The present text concerns the micro-level (particle-level) perspective on the different stages of the granulation process. A range of the newest and advanced quantitative models is presented hereby introducing recent advances in wetting and nucleation modelling, and theory describing granule growth behaviour. The different bonding mechanisms and the strength of liquid bonded particles are emphasised and recent advances in simulation of wet granule breakage is reviewed. Further, some of the more advanced coalescence models are introduced with primary focus on class I models accounting for coalescence of non-deformable as well as deformable granules.

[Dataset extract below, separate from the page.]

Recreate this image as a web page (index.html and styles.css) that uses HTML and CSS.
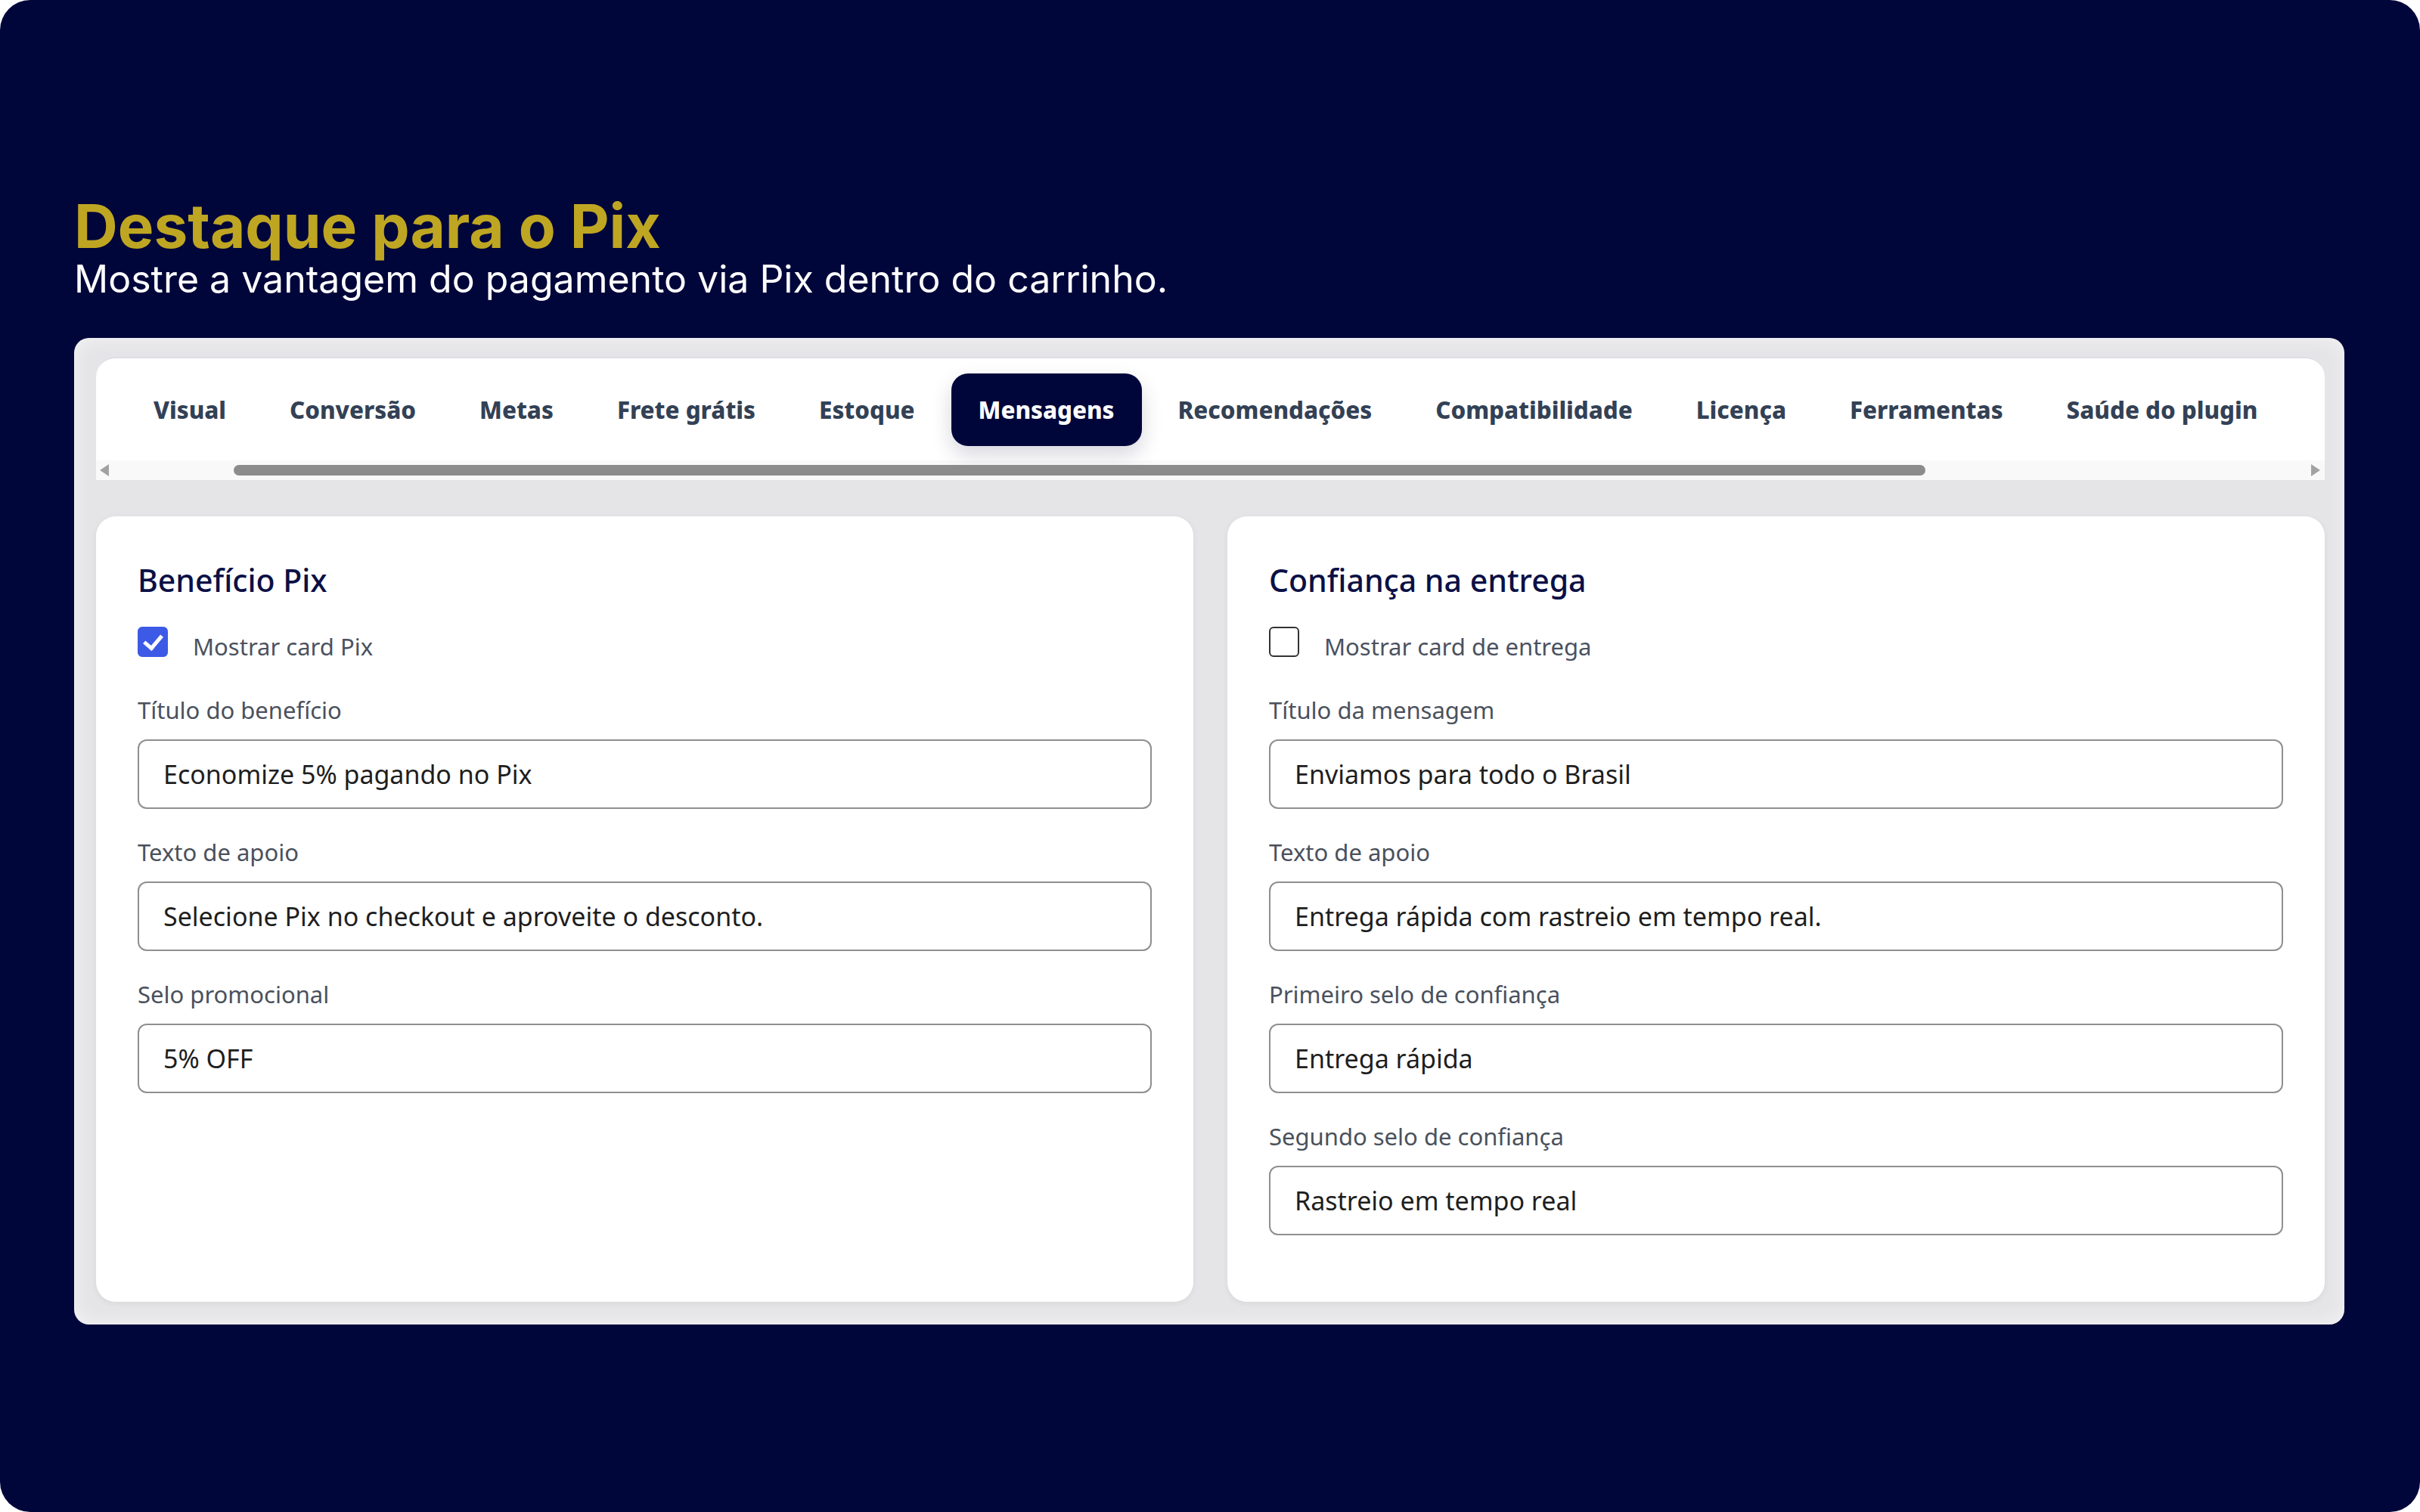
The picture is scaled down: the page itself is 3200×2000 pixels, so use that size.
FILE: index.html
```html
<!DOCTYPE html>
<html lang="pt-BR">
<head>
  <meta charset="UTF-8">
  <meta name="viewport" content="width=device-width, initial-scale=1.0">
  <title>Destaque para o Pix</title>
  <link rel="stylesheet" href="styles.css">
</head>
<body>
  <div class="frame">
    <header class="intro">
      <h1>Destaque para o Pix</h1>
      <p>Mostre a vantagem do pagamento via Pix dentro do carrinho.</p>
    </header>

    <div class="panel">
      <div class="tabs">
        <nav class="tab-list">
          <button class="tab">Visual</button>
          <button class="tab">Conversão</button>
          <button class="tab">Metas</button>
          <button class="tab">Frete grátis</button>
          <button class="tab">Estoque</button>
          <button class="tab active">Mensagens</button>
          <button class="tab">Recomendações</button>
          <button class="tab">Compatibilidade</button>
          <button class="tab">Licença</button>
          <button class="tab">Ferramentas</button>
          <button class="tab">Saúde do plugin</button>
        </nav>
        <div class="scrollbar">
          <span class="arrow arrow-left"></span>
          <span class="thumb"></span>
          <span class="arrow arrow-right"></span>
        </div>
      </div>

      <div class="cards">
        <section class="card">
          <h2>Benefício Pix</h2>
          <label class="check">
            <input type="checkbox" checked>
            <span>Mostrar card Pix</span>
          </label>
          <div class="field">
            <label for="pix-title">Título do benefício</label>
            <input type="text" id="pix-title" value="Economize 5% pagando no Pix">
          </div>
          <div class="field">
            <label for="pix-text">Texto de apoio</label>
            <input type="text" id="pix-text" value="Selecione Pix no checkout e aproveite o desconto.">
          </div>
          <div class="field">
            <label for="pix-badge">Selo promocional</label>
            <input type="text" id="pix-badge" value="5% OFF">
          </div>
        </section>

        <section class="card">
          <h2>Confiança na entrega</h2>
          <label class="check">
            <input type="checkbox">
            <span>Mostrar card de entrega</span>
          </label>
          <div class="field">
            <label for="ship-title">Título da mensagem</label>
            <input type="text" id="ship-title" value="Enviamos para todo o Brasil">
          </div>
          <div class="field">
            <label for="ship-text">Texto de apoio</label>
            <input type="text" id="ship-text" value="Entrega rápida com rastreio em tempo real.">
          </div>
          <div class="field">
            <label for="ship-badge-1">Primeiro selo de confiança</label>
            <input type="text" id="ship-badge-1" value="Entrega rápida">
          </div>
          <div class="field">
            <label for="ship-badge-2">Segundo selo de confiança</label>
            <input type="text" id="ship-badge-2" value="Rastreio em tempo real">
          </div>
        </section>
      </div>
    </div>
  </div>
</body>
</html>
```

FILE: styles.css
```css
body {
  margin: 0;
  background: #fff;
  font-family: 'Noto Sans', 'Open Sans', sans-serif;
}
.frame {
  width: 3200px;
  height: 2000px;
  box-sizing: border-box;
  padding: 259px 100px 0 98px;
  background: #00063a;
  border-radius: 40px;
}
.intro {
  margin-bottom: 48px;
  font-family: Inter, sans-serif;
}
.intro h1 {
  margin: 0;
  font-size: 80px;
  line-height: 80px;
  font-weight: 700;
  color: #bfa622;
}
.intro p {
  margin: 0;
  font-size: 50px;
  line-height: 60px;
  color: #fff;
}
.panel {
  padding: 25px 26px 30px 29px;
  background: #e5e5e8;
  border-radius: 20px;
  box-shadow: inset 0 0 24px rgba(255, 255, 255, 0.6);
}

/* tab strip */
.tabs {
  background: #fff;
  border-top: 2px solid #dedee6;
  border-radius: 26px 26px 0 0;
}
.tab-list {
  display: flex;
  gap: 12px;
  padding: 20px 40px 19px;
}
.tab {
  height: 96px;
  padding: 0 36px;
  border: none;
  border-radius: 22px;
  background: none;
  font-family: 'Noto Sans', sans-serif;
  font-size: 31.3px;
  font-weight: 800;
  color: #334155;
  white-space: nowrap;
  cursor: pointer;
}
.tab.active {
  background: #00063a;
  color: #fff;
  box-shadow: 0 12px 28px rgba(0, 6, 58, 0.16);
}
.scrollbar {
  display: flex;
  align-items: center;
  height: 26px;
  padding: 0 6px 0 5px;
  background: #f9f9f9;
}
.arrow {
  width: 0;
  height: 0;
  border-top: 8px solid transparent;
  border-bottom: 8px solid transparent;
}
.arrow-left {
  border-right: 12px solid #a2a2a2;
}
.arrow-right {
  margin-left: auto;
  border-left: 12px solid #a2a2a2;
}
.thumb {
  width: 2237px;
  height: 14px;
  margin-left: 165px;
  border-radius: 7px;
  background: #8c8c8c;
}

/* settings cards */
.cards {
  display: grid;
  grid-template-columns: 1fr 1fr;
  gap: 45px;
  margin-top: 48px;
}
.card {
  padding: 60px 55px 51px;
  background: #fff;
  border-radius: 26px;
  box-shadow: 0 2px 8px rgba(0, 0, 0, 0.06);
}
.card h2 {
  margin: 0;
  font-size: 41px;
  line-height: 49px;
  font-weight: 500;
  color: #0b1046;
}
.check {
  display: flex;
  align-items: center;
  gap: 33px;
  margin: 31px 0 44px;
  font-size: 31px;
  line-height: 40px;
  color: #4b5260;
}
.check span {
  padding-top: 12px;
}
.check input {
  appearance: none;
  position: relative;
  width: 40px;
  height: 40px;
  margin: 0;
  border: 2px solid #333;
  border-radius: 6px;
  background: #fff;
}
.check input:checked {
  border-color: #3d5ae6;
  background: #3d5ae6;
}
.check input:checked::after {
  content: '';
  position: absolute;
  left: 11px;
  top: 4px;
  width: 10px;
  height: 19px;
  border: solid #fff;
  border-width: 0 5px 5px 0;
  transform: rotate(40deg);
}
.field {
  margin-bottom: 37px;
}
.field label {
  display: block;
  margin-bottom: 19px;
  font-size: 31px;
  line-height: 40px;
  color: #4a515c;
}
.field input {
  width: 100%;
  height: 92px;
  box-sizing: border-box;
  padding: 0 32px;
  border: 2px solid #8f8f8f;
  border-radius: 12px;
  font-family: 'Noto Sans', sans-serif;
  font-size: 34px;
  color: #1e1e1e;
  background: #fff;
}
```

The text is aimed at undergraduate university or engineering-school students working in the field chemical and biochemical engineering as well as particle technology. Newly graduated as well as experienced engineers may also find relevant new information as emphasis is put on the newest scientific discoveries and proposals presented in the last few years of scientific publications. It is the hope that the present text will provide a complete and up-to-date image of how far modern granulation theory has come, and also further provide the reader with qualitative rules of thumb that may be essential when working with granulation processes. The comprehensive literature list may also hopefully be an inspiration for further reading.
I alone am responsible for any misprints or errors and I will be grateful to receive any critics and/or suggestions for further improvements.
Copenhagen, September 2006
Peter Dybdahl Hede